Many of Ms. Pak’s columns revolve around a recurring theme: “Let’s talk about race.” Her latest column “We’re better than this” (Reporter, July 26), is another unimaginative and insipid essay on race.

It recounts her one (and only one) direct experience of racism: a kindergarten schoolyard taunting. She used that painful experience to pre qualify her to relate to the taunting of AOC Plus 3 (Reps. Alexandria Ocasio-Cortez (D-N.Y.), Rashida Tlaib (D-Mich.), Ayanna Pressley (D-Mass.) and Ilhan Omar (D-Minn.)) (referring to them as The Squad carries dark military overtones that are undoubtedly “triggering” to Pacifists) by our president.

Although his rhetoric was clumsy and dumb, the intent of the president’s message was not racist. In fact, the underlying message he conveyed should be familiar to anyone who has operated a business and got tired of hearing one employee’s constant whining and complaining: “Look, if you think this job [America] is SO horrible and you complain about it ALL the time, to ANYONE who will listen, why don’t you go find ANOTHER job [country]?!”

It was an unseemly thing for a president to say, true, but based on recent polls a plurality of Americans agree that the hyperbole and misinformation that spews from the mouths of AOC Plus 3 is similarly unattractive and unhelpful.

For example, while asserting that conditions for illegal immigrants (sorry: “asylum seekers”) in Obama-era detention centers are horrible and that helpless immigrant families are “drinking from toilets,” she later voted against a bipartisan bill that pledged billions more taxpayer dollars to improve conditions at the facilities. If President Donald Trump is the only one brave enough to stand up to the political bullying of AOC Plus 3, so be it. I pity the plight of Madam Speaker Pelosi, who has to figure out how to herd these wildcats while keeping the Democrats’ “Socialists R Us” presidential candidates from running completely off the road, yielding another electoral humiliation.

Roger Clarke-Johnson

Kirkland

No one hears the middle

I’m just a regular guy, retired U.S. Coast Guard, run a steel fab business in Seattle and live in Bellevue.

I get so frustrated when I read articles like [Samantha Pak’s “We’re better than this,” Kirkland Reporter, July 26]. When everything becomes about race and identity politics, it all becomes gray noise. I used to be a Democrat, then an Independent and now I am a solid Republican.

People are just getting fed up with the entire mess. That’s why we got Trump! The far left and far right seem to only listen to their side. The middle, I feel, actually listens to both sides, but know one hears them.

It was no surprise to me that Trump won. My Democrat friends were in shock. Unfortunately for them, they will again be in shock in 2020. The extremes on both sides are killing this country. Since the extremes are so noticed and get all the attention, no one is looking at the American side — very sad to me.
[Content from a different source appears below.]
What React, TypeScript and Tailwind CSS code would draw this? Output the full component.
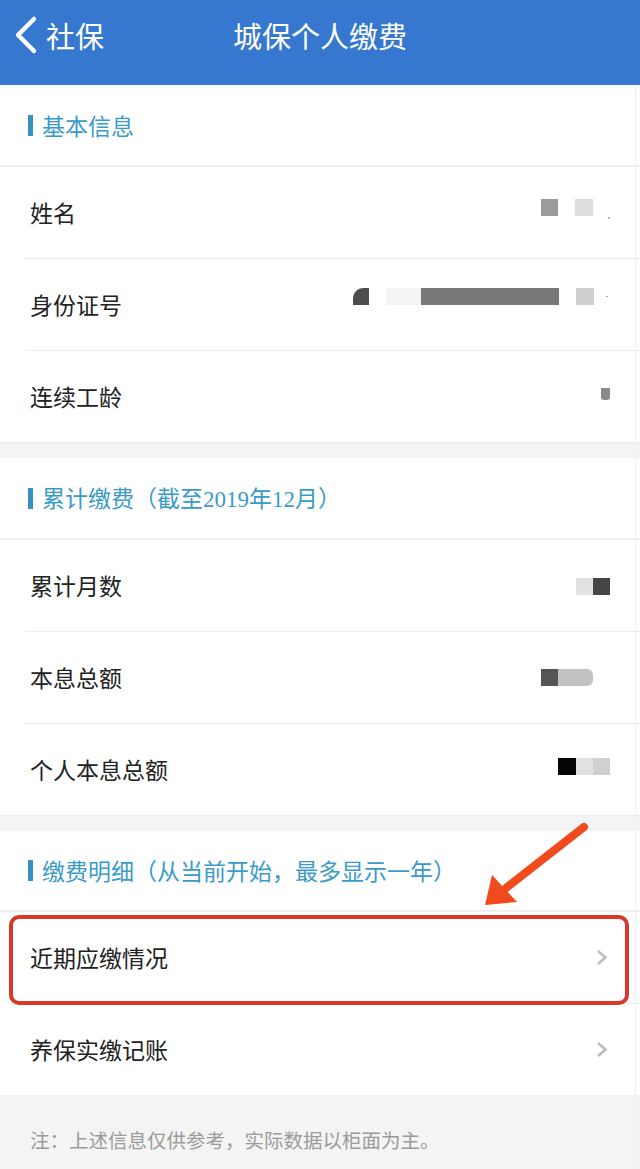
import React from "react";

const cjk = "font-['Noto_Sans_CJK_SC',sans-serif]";

type Block = { w: number; c: string; gap?: number; cls?: string };

const Mask = ({ blocks, className = "" }: { blocks: Block[]; className?: string }) => (
  <div className={`flex items-center ${className}`}>
    {blocks.map((b, i) => (
      <div
        key={i}
        className={`h-[17px] ${b.cls ?? ""}`}
        style={{ width: b.w, background: b.c, marginLeft: b.gap ?? 0 }}
      />
    ))}
  </div>
);

const Divider = ({ inset = true }: { inset?: boolean }) => (
  <div className={`h-px bg-[#ebebeb] ${inset ? "ml-[25px]" : ""}`} />
);

const Row = ({
  label,
  right,
  last = false,
  full = false,
  arrow = false,
  highlight = false,
}: {
  label: string;
  right?: React.ReactNode;
  last?: boolean;
  full?: boolean;
  arrow?: boolean;
  highlight?: boolean;
}) => (
  <div className="relative">
    <div className="flex h-[91px] items-center justify-between pl-[30px] pr-[30px]">
      <span className="text-[23px] leading-none text-[#222]">{label}</span>
      {right}
      {arrow && (
        <svg width="12" height="17" viewBox="0 0 12 17" className="mr-[2px]">
          <polyline points="2,2 9.5,8.5 2,15" fill="none" stroke="#bdbdbd" strokeWidth="2.6" />
        </svg>
      )}
    </div>
    {!last && <Divider inset={!full} />}
    {highlight && (
      <div className="pointer-events-none absolute left-[9px] right-[11px] top-[3px] bottom-[-1px] rounded-[10px] border-[4px] border-[#d8392b]" />
    )}
  </div>
);

const SectionTitle = ({ children, h = 80 }: { children: React.ReactNode; h?: number }) => (
  <div>
    <div className="flex items-center pl-[28px]" style={{ height: h }}>
      <div className="h-[21px] w-[5px] bg-[#3592c1]" />
      <span className="ml-[9px] text-[23px] leading-none text-[#3b9bc8]">{children}</span>
    </div>
    <div className="h-[2px] bg-[#efefef]" />
  </div>
);

const Gap = () => <div className="h-[15px] bg-[#f4f4f4]" />;

const serif = "font-['Liberation_Serif',serif]";

export default function App() {
  return (
    <div className={`relative w-[640px] h-[1169px] overflow-hidden bg-white ${cjk}`}>
      {/* top bar */}
      <div className="grid h-[85px] grid-cols-[1fr_auto_1fr] items-start bg-[#3677d0] pt-[15px] text-white">
        <div className="flex items-center">
          <svg width="30" height="40" viewBox="0 0 30 40" className="ml-[10px]">
            <polyline points="24,4 8,20 24,36" fill="none" stroke="white" strokeWidth="4.5" strokeLinecap="round" strokeLinejoin="round" />
          </svg>
          <span className="ml-[6px] text-[29px] leading-[40px]">社保</span>
        </div>
        <div className="text-[29px] leading-[40px]">城保个人缴费</div>
        <div />
      </div>

      <SectionTitle>基本信息</SectionTitle>
      <Row
        label="姓名"
        right={
          <div className="flex items-start">
            <Mask blocks={[{ w: 17, c: "#9b9b9b" }, { w: 18, c: "#dedede", gap: 17 }]} className="mt-[-8px]" />
            <div className="ml-[15px] mt-[10px] h-[2px] w-[2px] bg-[#bbb]" />
          </div>
        }
      />
      <Row
        label="身份证号"
        right={
          <div className="flex items-center mt-[-17px] mr-[2px]">
            <Mask
              blocks={[
                { w: 16, c: "#4d4d4d", cls: "rounded-tl-[10px]" },
                { w: 35, c: "#f4f4f4", gap: 17 },
                { w: 138, c: "#787878" },
                { w: 18, c: "#cfcfcf", gap: 17 },
              ]}
            />
            <div className="ml-[12px] h-px w-[2px] bg-[#aaa]" />
          </div>
        }
      />
      <Row
        label="连续工龄"
        full
        right={<div className="mt-[-6px] h-[12px] w-[9px] rounded-b-[3px] bg-[#8a8a8a]" />}
      />
      <Gap />

      <SectionTitle>
        累计缴费（截至<span className={serif}>2019</span>年<span className={serif}>12</span>月）
      </SectionTitle>
      <Row
        label="累计月数"
        right={<Mask blocks={[{ w: 17, c: "#e2e2e2" }, { w: 17, c: "#454545" }]} className="mt-[2px]" />}
      />
      <Row
        label="本息总额"
        right={<Mask blocks={[{ w: 17, c: "#555555" }, { w: 35, c: "#c2c2c2", cls: "rounded-r-[6px]" }]} className="mr-[17px]" />}
      />
      <Row
        label="个人本息总额"
        full
        right={
          <Mask blocks={[{ w: 18, c: "#050505" }, { w: 17, c: "#e1e1e1" }, { w: 17, c: "#d0d0d0" }]} className="mt-[-6px]" />
        }
      />
      <Gap />

      <SectionTitle h={79}>缴费明细（从当前开始，最多显示一年）</SectionTitle>
      <Row label="近期应缴情况" arrow highlight />
      <Row label="养保实缴记账" arrow last />

      {/* footer note */}
      <div className="h-[76px] bg-[#f4f4f4] pl-[30px] pt-[34px]">
        <span className="text-[19.5px] leading-none text-[#9b9b9b]">注：上述信息仅供参考，实际数据以柜面为主。</span>
      </div>

      {/* annotation arrow */}
      <svg className="pointer-events-none absolute left-0 top-0" width="640" height="1169">
        <line x1="584" y1="827" x2="506" y2="888" stroke="#f04a1d" strokeWidth="8" strokeLinecap="round" />
        <polygon points="485,905 492,875 517,902" fill="#f04a1d" />
      </svg>

      {/* faint right edge */}
      <div className="absolute right-[4px] top-[85px] bottom-0 w-px bg-[#f0f0f0]" />
    </div>
  );
}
The more I hear about the “Squad” and their history, it disgusts me. It is not because they are women of color. Their ideas are detrimental to this country and their extreme views scare the hell out of me.

Kerry Tim

Bellevue

We ARE better than this

The opinion article authored by Samantha Pak, hit the nail on the head.

The outright racism from the White House directed at the four congresswomen and Rep. Elijah Cummings, and the cries of “send her back” from the mob scene, are direct attacks on the principles of our country and the words inscribed on the Statue of Liberty.

We should not and cannot be silent, to these attacks on our fellow humans and citizens. Unless we are of 100 percent Native American heritage, we are ALL immigrants or descended of immigrants. Being an American does not imply being white and anyone who believes that is welcome to meet me for coffee.

It is time we all stand up to this blatant, racist rhetoric. This is not America at its finest. We are better than this!

Kathy MacKay Heneghan

Issaquah

A sobering piece

I want to state that the opinion piece written by Samantha Pak in the July 26 edition of the Bothell/Kenmore Reporter was not only well written but sobering.

As referenced in the article regarding the Chinese Exclusion Act of 1882, I see it happening all over again with our current immigration crisis. Our current administration talks the same talk, “They are taking our jobs,” and is basically degrading anyone of color, foreign born.

We as a nation need to open our eyes to reality and become a welcoming nation once again.